La liturgie a omis les versets 21 à 24 qui traitent de l’orgueil de l’esprit, il y a beaucoup de connaissances qu’il nous est inutile d’acquérir : « Ne te tracasse pas de ce qui te dépasse, l'enseignement que tu as reçu est déjà trop vaste pour l'esprit humain. » (Si 3, 23). Cela ne veut pas dire qu’il ne faut pas se cultiver, cela veut dire que l’homme ne peut pas prétendre à une compréhension exhaustive de tout. La théorie quantique montre plus que jamais que notre intellect humain au fur et à mesure qu’il se déploie, découvre des réalités en dehors de l’espace et du temps et par conséquent de véritables gouffres d’inconnaissance. Nous pouvons entrer en dialogue avec l’intellect divin, mais nous n’avons pas un intellect divin. Ne construisons donc pas de tour de Babel tentant de tout expliquer !

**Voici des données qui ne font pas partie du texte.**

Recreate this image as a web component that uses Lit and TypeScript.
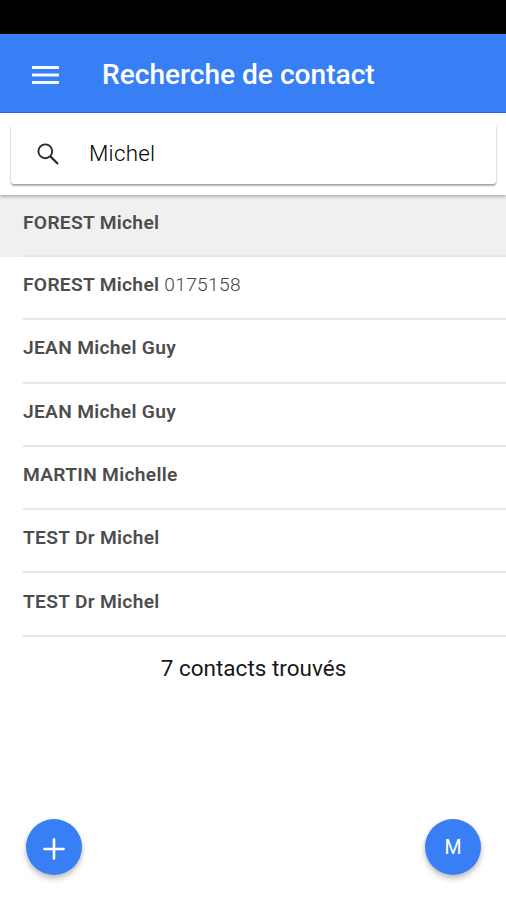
import { LitElement, html, css } from "lit";
import { customElement, state } from "lit/decorators.js";

interface Contact { name: string; extra?: string; }

@customElement("app-root")
export class AppRoot extends LitElement {
  static styles = css`
    :host { display: flex; flex-direction: column; position: relative; height: 900px; box-sizing: border-box; background: #fff; font-family: Roboto, sans-serif; overflow: hidden; }
    .status { height: 34px; background: #000; flex: none; }
    .bar { height: 79px; flex: none; background: #387ef5; color: #fff; display: flex; align-items: center; padding-left: 32px; box-sizing: border-box; border-bottom: 1px solid #2868da; }
    .menu { width: 27px; height: 18px; margin-top: 3px; }
    .title { margin: 3px 0 0 43px; font-size: 28.1px; line-height: 36px; font-weight: 500; white-space: nowrap; }
    .searchbar { flex: none; height: 82px; box-sizing: border-box; padding: 11px 10px 11px 11px; background: #fff; box-shadow: 0 2px 3px rgba(0,0,0,.26); position: relative; }
    .field { height: 60px; border-radius: 3px; background: #fff; display: flex; align-items: center; box-shadow: 0 2px 2px rgba(0,0,0,.25), 0 1px 2px rgba(0,0,0,.2); }
    .search { width: 22px; height: 22px; margin-left: 26px; }
    .query { margin: -3px 0 0 30px; font-size: 22.4px; font-weight: 300; letter-spacing: .25px; color: #000; line-height: 28px; }
    .list { list-style: none; margin: 0; padding: 0; flex: none; }
    .row { height: 63.3px; box-sizing: border-box; padding-left: 23px; }
    .row.active { background: #f0f0f0; height: 62px; }
    .label { height: 100%; box-sizing: border-box; border-bottom: 2px solid #e7e7e7; display: flex; align-items: center; padding-bottom: 5px; font-size: 19.2px; letter-spacing: .3px; line-height: 24px; font-weight: 300; color: #444; white-space: pre; }
    .label b { font-weight: 600; color: #4d4d4d; }
    .count { margin: 17px 0 0; text-align: center; font-size: 22.5px; line-height: 28px; color: #181818; padding-left: 1px; }
    .actions { margin-top: auto; display: flex; justify-content: space-between; padding: 0 25px 25px 26px; }
    .fab { width: 56px; height: 56px; border: 0; padding: 0; border-radius: 50%; background: #387ef5; color: #fff; display: flex; align-items: center; justify-content: center; font: 400 19.5px Roboto, sans-serif; box-shadow: 0 4px 6px rgba(0,0,0,.2), 0 2px 4px rgba(0,0,0,.1); }
    .plus { width: 22px; height: 22px; margin-top: 3px; }
  `;
  @state() contacts: Contact[] = [
    { name: "FOREST Michel" }, { name: "FOREST Michel", extra: "0175158" },
    { name: "JEAN Michel Guy" }, { name: "JEAN Michel Guy" }, { name: "MARTIN Michelle" },
    { name: "TEST Dr Michel" }, { name: "TEST Dr Michel" },
  ];
  render() {
    return html`
      <div class="status"></div>
      <header class="bar">
        <svg class="menu" viewBox="0 0 27 18"><path fill="#f4f8ff" d="M0 0h27v3H0zM0 7.5h27v3H0zM0 15h27v3H0z"/></svg>
        <h1 class="title">Recherche de contact</h1>
      </header>
      <div class="searchbar"><div class="field">
        <svg class="search" viewBox="0 0 22 22" fill="none" stroke="#2b2b2b"><circle cx="8.3" cy="8.3" r="6.9" stroke-width="1.9"/><path stroke-width="2.3" d="M13.3 13.3 21 21"/></svg>
        <span class="query">Michel</span>
      </div></div>
      <ul class="list">
        ${this.contacts.map((c, i) => html`<li class="row ${i === 0 ? "active" : ""}"><div class="label"><b>${c.name}</b>${c.extra ? html`<span> ${c.extra}</span>` : ""}</div></li>`)}
      </ul>
      <p class="count">${this.contacts.length} contacts trouvés</p>
      <div class="actions">
        <button class="fab" aria-label="Ajouter"><svg class="plus" viewBox="0 0 22 22"><path stroke="#fff" stroke-width="2.6" stroke-linecap="round" d="M11 1.4v19.2M1.4 11h19.2"/></svg></button>
        <button class="fab">M</button>
      </div>`;
  }
}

La liturgie a aussi omis les versets 26 et 27 : « 26 Un coeur obstiné finira dans le malheur et qui aime le danger y tombera. 27 Un coeur obstiné se charge de peines, le pécheur accumule péché sur péché. » Alors vient la suite : « La condition de l’orgueilleux est sans remède, car la racine du mal est en lui. Qui est sensé médite les maximes de la sagesse ; l’idéal du sage, c’est une oreille qui écoute ».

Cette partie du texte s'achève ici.